Athènes a pris du galon sur la scène géopolitique et elle commence à tirer la couverture à elle.
Là où la ligue de Delos était une association de petits commerçants, Athènes se met plutôt à y voir une série de succursales pour sa multinationale perso.
Et Athènes a les moyens d’imposer ses vues aux autres, ou plutôt, les autres n’ont pas les moyens de leur propre point de vue.
Il y a ce système de hiérarchisation d’influence dans l’Antiquité : les alliés, les colonies, les tributaires.
Les alliés, ce sont ceux qui marchent avec vous à la bataille, mais qui gèrent leur vie en autonome, tout en sachant très bien les intérêts de qui ils ne doivent pas contrarier.

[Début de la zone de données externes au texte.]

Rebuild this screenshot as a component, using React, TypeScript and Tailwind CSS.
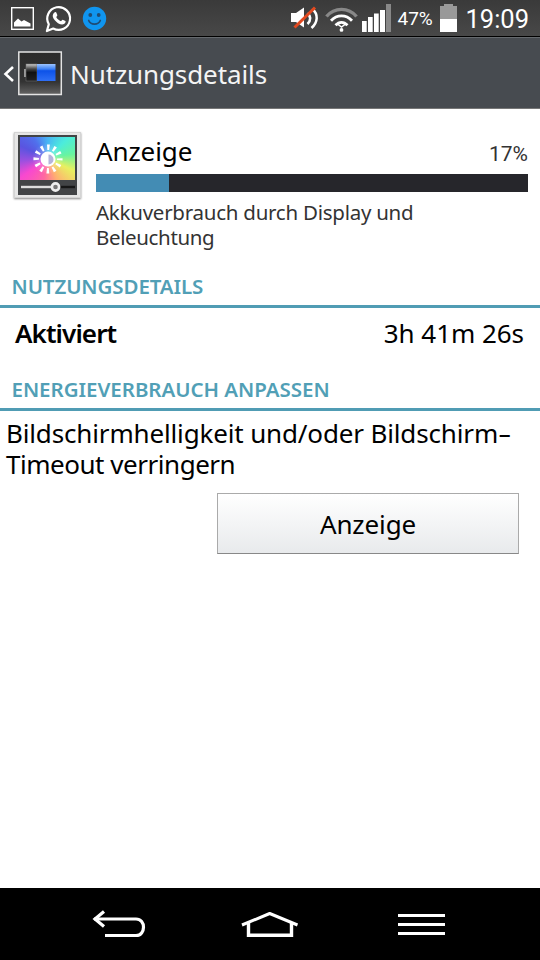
interface SectionHeaderProps {
  title: string;
  className: string;
}

const StatusBar = () => {
  return (
    <div className="flex h-[37px] items-center border-b border-black bg-linear-to-b from-[#3a3a3a] to-[#484848] text-white">
      <svg width="110" height="36" viewBox="0 0 110 36" fill="none">
        <rect x="11.7" y="7.7" width="21.6" height="21.6" stroke="#fff" strokeWidth="1.4" />
        <path d="M14 26.5V22.5L18 18.5L21.5 21.5L24 20L30.5 23.5V26.5Z" fill="#fff" />
        <path
          d="M46.9 31L48.8 24.2A11.4 11.4 0 1 1 53.2 28.5Z"
          stroke="#fff"
          strokeWidth="2.2"
          strokeLinejoin="round"
        />
        <path
          d="M54.5 12.4C55.4 11.7 56 12 56.3 12.6L57.3 15C57.4 15.6 57 16.1 56.2 17C57.2 19 59 20.4 61 21.2C61.8 20.5 62.2 19.5 62.8 19.7L65.4 21C66 21.5 65.4 23 64.4 23.8C62.5 25 60.2 24.4 58 23.2C55.6 21.8 53.6 19.3 52.9 17.1C52.4 15.2 53.2 13.3 54.5 12.4Z"
          fill="#fff"
        />
        <circle cx="94.5" cy="18.5" r="11.7" fill="#1095ef" />
        <circle cx="90.3" cy="15" r="1.9" fill="#1f4b73" />
        <circle cx="98.7" cy="15" r="1.9" fill="#1f4b73" />
        <path d="M88.7 20.5C90.5 25.3 98.5 25.3 100.3 20.5" stroke="#1f4b73" strokeWidth="1.7" strokeLinecap="round" />
      </svg>
      <svg className="ml-auto" width="107" height="36" viewBox="287 0 107 36" fill="none">
        <path d="M291 13H296L304 7.5V27.5L296 22H291Z" fill="#fff" />
        <path d="M307.5 13C311 16.5 311 20.5 307.5 24M312.5 9C318.5 14.5 318 22 311.5 28" stroke="#fff" strokeWidth="2.5" />
        <path d="M294.5 27.5L315 7.5" stroke="#e2491f" strokeWidth="3" />
        <path d="M326.5 16.5C334.5 7 348.5 7 356.5 16.5" stroke="#888" strokeWidth="3.4" />
        <path d="M331 20.8C337 14.2 346 14.2 352 20.8" stroke="#fff" strokeWidth="2.8" />
        <path d="M335.5 25.3C339.2 21.3 343.8 21.3 347.5 25.3" stroke="#fff" strokeWidth="2.8" />
        <path d="M337.5 24L341.5 27L345.5 24" stroke="#fff" strokeWidth="1.5" />
        <circle cx="341.5" cy="29.9" r="1.9" fill="#fff" />
        <path d="M362 21H366.7V32H362ZM368 17H372.7V32H368ZM374 13.5H378.7V32H374ZM380 10H385V32H380Z" fill="#fff" />
        <path d="M386 4H391V32H386Z" fill="#888" />
      </svg>
      <span className="ml-[3px] w-[38px] pt-[2px] font-[Roboto,sans-serif] text-[19px] leading-[34px] whitespace-nowrap">
        47%
      </span>
      <svg className="ml-[4px]" width="19" height="36" viewBox="0 0 19 36">
        <path d="M1 6H5V4H14V6H18V19H1Z" fill="#999" />
        <path d="M1 19H18V32H1Z" fill="#fff" />
      </svg>
      <span className="mr-[11px] ml-[7px] pt-[3px] font-[Roboto,sans-serif] text-[25.5px] leading-[33px] whitespace-nowrap">
        19:09
      </span>
    </div>
  );
};

const TitleBar = () => {
  return (
    <div className="flex h-[72px] items-center border-t border-b border-t-[#666a6e] border-b-[#777] bg-[#474b50]">
      <svg width="64" height="70" viewBox="0 38 64 70" fill="none">
        <defs>
          <linearGradient id="frame" x1="0" y1="0" x2="0" y2="1">
            <stop stopColor="#2b2b2b" />
            <stop offset=".7" stopColor="#333" />
            <stop offset="1" stopColor="#646464" />
          </linearGradient>
          <linearGradient id="cell" x1="0" y1="0" x2="0" y2="1">
            <stop stopColor="#9cc4ff" />
            <stop offset=".3" stopColor="#3c80f4" />
            <stop offset=".4" stopColor="#0d52e8" />
            <stop offset="1" stopColor="#2f6ff5" />
          </linearGradient>
          <linearGradient id="empty" x1="0" y1="0" x2="0" y2="1">
            <stop stopColor="#ccc" />
            <stop offset=".3" stopColor="#444" />
            <stop offset=".5" stopColor="#111" />
            <stop offset="1" stopColor="#222" />
          </linearGradient>
        </defs>
        <path d="M13 67L5.500 74L13 81" stroke="#fff" strokeWidth="2.6" />
        <rect x="18.8" y="52" width="42.5" height="42.5" fill="url(#frame)" stroke="#e4e4e4" strokeWidth="1.5" />
        <rect x="24" y="69" width="3" height="8" fill="#999" />
        <rect x="26" y="64" width="11" height="17" fill="url(#empty)" stroke="#777" strokeWidth=".5" />
        <rect x="37" y="64" width="18.5" height="17" fill="url(#cell)" />
      </svg>
      <h1 className="ml-[6px] pt-[2px] text-[26px] leading-9 tracking-[-0.1px] whitespace-nowrap text-[#f4f4f4]">
        Nutzungsdetails
      </h1>
    </div>
  );
};

const DisplayIcon = () => {
  return (
    <div className="relative h-[66px] w-[67px] border border-[#d4d4d4] bg-[#e6e6e6] px-[3px] pt-[2px] shadow-[0_1px_2px_#888]">
      <div className="h-[60px] w-[59px] bg-[#424446] px-[2px] pt-[2px]">
        <div className="h-[43px] w-[55px] bg-[radial-gradient(circle_at_50%_50%,#fff6_0%,#fff0_45%),conic-gradient(from_0deg_at_50%_50%,#48b4f4,#4cecdc_45deg,#68f4a0_80deg,#e8f060_115deg,#ffb070_155deg,#ff68a0_190deg,#f848d0_235deg,#9a50e0_265deg,#5a54e0_295deg,#5070ec_325deg,#48b4f4)]" />
      </div>
      <svg className="absolute top-0 left-0" width="65" height="64" viewBox="0 0 65 64" fill="none">
        <circle cx="33" cy="26" r="7.5" fill="#fff" />
        <path d="M33.5 21.5A5 5 0 0 1 33.5 31.5Z" fill="#b5b4dc" />
        <circle cx="33" cy="26" r="11.8" stroke="#fff" strokeWidth="5.5" strokeDasharray="2.4 3.779" strokeDashoffset="1.2" />
        <path d="M6 54H38" stroke="#ddd" strokeWidth="2.4" />
        <path d="M44 54H60" stroke="#171717" strokeWidth="2.4" />
        <circle cx="40.5" cy="54" r="3.6" stroke="#eee" strokeWidth="2.6" fill="#777" />
      </svg>
    </div>
  );
};

const SectionHeader: React.FC<SectionHeaderProps> = ({ title, className }) => {
  return (
    <h2 className="h-[35px] border-b-[3px] border-[#509cb4] pl-[11.500px] text-[#519fb6]">
      <span className={`block text-[20.5px] leading-[26px] font-semibold whitespace-nowrap ${className}`}>{title}</span>
    </h2>
  );
};

const NavBar = () => {
  return (
    <div className="flex h-[72px] items-center justify-between bg-black pr-[95px] pl-[92px]">
      <svg width="54" height="30" viewBox="92 909 54 30" fill="none" stroke="#fff" strokeWidth="3.2">
        <path d="M94 919H136C146 919 146 935.5 136 935.5H105" />
        <path d="M104 911.5L95 919L104 926.5" />
      </svg>
      <svg className="-ml-[5px]" width="58" height="30" viewBox="241 909 58 30" fill="none" stroke="#fff" strokeWidth="3">
        <path d="M242 925L269.7 913.5L297.5 925" strokeLinejoin="round" />
        <path d="M248.5 923V935.3H291.5V923" strokeWidth="3.4" />
      </svg>
      <svg width="47" height="30" viewBox="398 909 47 30" stroke="#fff" strokeWidth="2.8">
        <path d="M398 915.5H445M398 924.5H445M398 933.5H445" />
      </svg>
    </div>
  );
};

const App = () => {
  return (
    <div className="flex h-[960px] w-[540px] flex-col overflow-hidden bg-white font-['Noto_Sans',sans-serif] text-black">
      <StatusBar />
      <TitleBar />
      <main className="flex-1">
        <div className="flex h-[164px] pt-[23px] pr-3 pl-[14px]">
          <DisplayIcon />
          <div className="ml-[15px] flex-1">
            <div className="flex h-9 items-baseline justify-between leading-[38px]">
              <span className="text-[26px] tracking-[-0.1px]">Anzeige</span>
              <span className="font-[Roboto,sans-serif] text-[21px] text-[#333]">17%</span>
            </div>
            <div className="mt-[6px] h-[18px] bg-[#26262b]">
              <div className="h-full w-[73px] bg-[#438cb4]" />
            </div>
            <p className="mt-2 text-[20.5px] leading-[24.5px] whitespace-nowrap text-[#333]">
              <span className="block tracking-[-0.25px]">Akkuverbrauch durch Display und</span>
              <span className="block tracking-[-0.36px]">Beleuchtung</span>
            </p>
          </div>
        </div>
        <SectionHeader title="NUTZUNGSDETAILS" className="tracking-[-0.1px]" />
        <div className="flex h-[51px] justify-between pr-4 pl-[15px] text-[26px] leading-[51px] whitespace-nowrap">
          <span className="font-semibold tracking-[-0.9px]">Aktiviert</span>
          <span className="tracking-[-0.05px]">3h 41m 26s</span>
        </div>
        <div className="mt-[17px]">
          <SectionHeader title="ENERGIEVERBRAUCH ANPASSEN" className="tracking-[-0.04px]" />
        </div>
        <p className="mt-[7px] pl-[6px] text-[26px] leading-[31px] whitespace-nowrap">
          <span className="block tracking-[-0.15px]">
            Bildschirmhelligkeit und/oder Bildschirm<span className="inline-block origin-left scale-x-160">-</span>
          </span>
          <span className="block tracking-[-0.47px]">Timeout verringern</span>
        </p>
        <button className="mt-[13px] ml-[217px] block h-[61px] w-[302px] border border-[#aaa] border-b-[#888] bg-linear-to-b from-white to-[#e8eaec] pt-[2px] text-[26px] tracking-[-0.1px]">
          Anzeige
        </button>
      </main>
      <NavBar />
    </div>
  );
};

export default App;
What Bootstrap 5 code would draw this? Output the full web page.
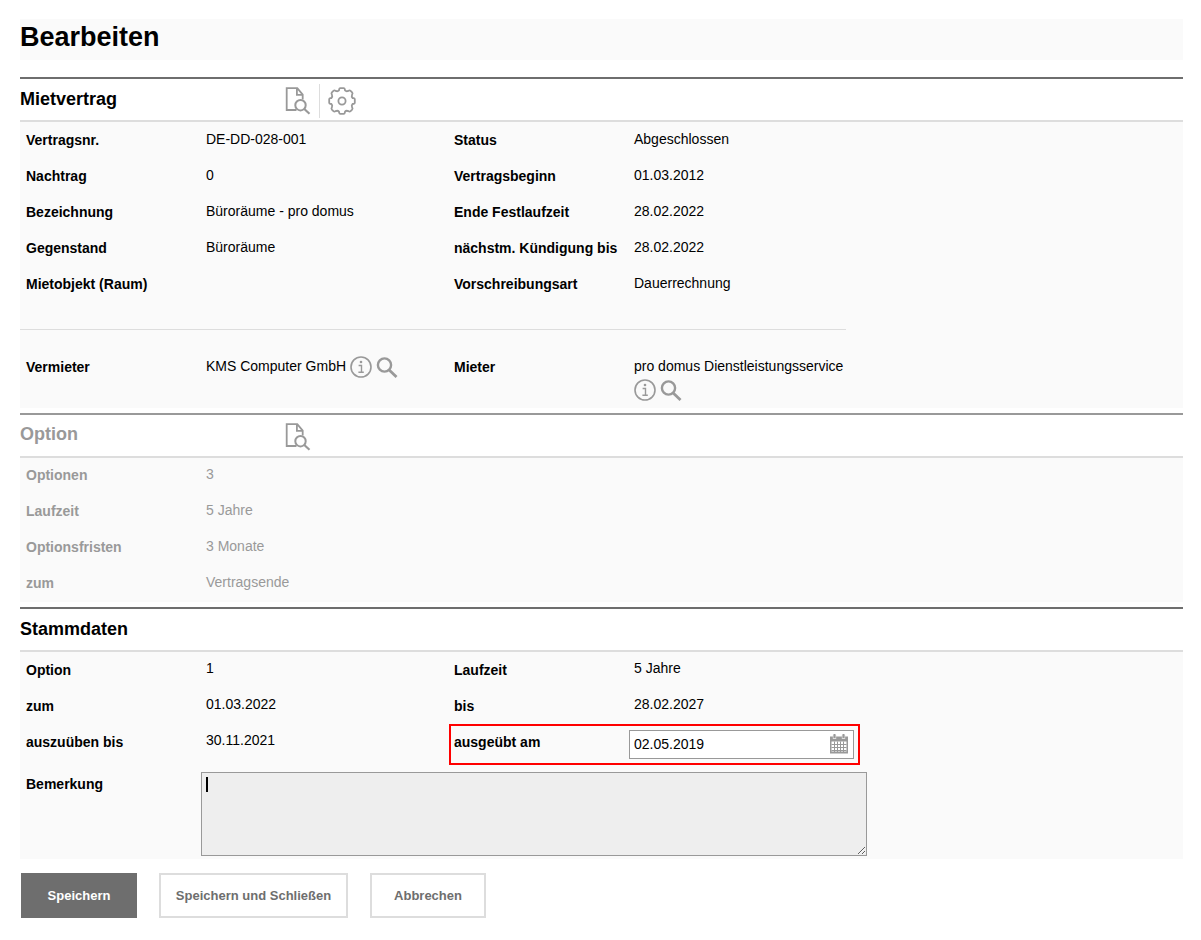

Les colonies, ce sont des implantations, parfois anciennes, le résultat d’un essaimage : des colons de telle ou telle cité qui débarquent et s’installent, souvent là où il y avait déjà un village. La cité-mère finance l’expédition et fournit un soutien militaire. En échange, la colonie, lorsqu’elle fleurit, paye son impôt. Il arrive que les colonies se retournent contre leur cité d’origine, qu’elles se rebellent contre le droit d’aînesse. C’est un trafic d’influence classique dans toute l’antiquité méditerranéenne que de détourner une colonie de sa cité d’origine pour affaiblir la patronne.
Et puis il y a les tributaires, les soumis, les vaincus, ceux qui, par droit de guerre, parce qu’ils ont été rétamés ou qu’ils n’avaient pas les moyens de se battre, versent chaque année tant de céréales et tant d’espèces sonnantes.
Alors quand Athènes commence à considérer que les membres de la ligue de Delos, d’égaux, deviennent plutôt des alliés, puis un peu des colonies, et puis finalement un peu des tributaires, quelque part, le coup de stress est prévisible.
Mais Athènes s’en fout, et le tournant est pris quand elle transfère le pot commun entreposé au temple sacré de Délos – dans la banque de chez elle en bas de la rue.
C’est plus rapide de piocher dedans, comme ça.
Parce que c’est relou, à la longue, de prendre le bateau dès qu’on a besoin de la monnaie pour le pain.
Et puis Délos, c’est la mission pour se garer. Et à Athènes, on a pas le temps pour ces conneries. On a des projets.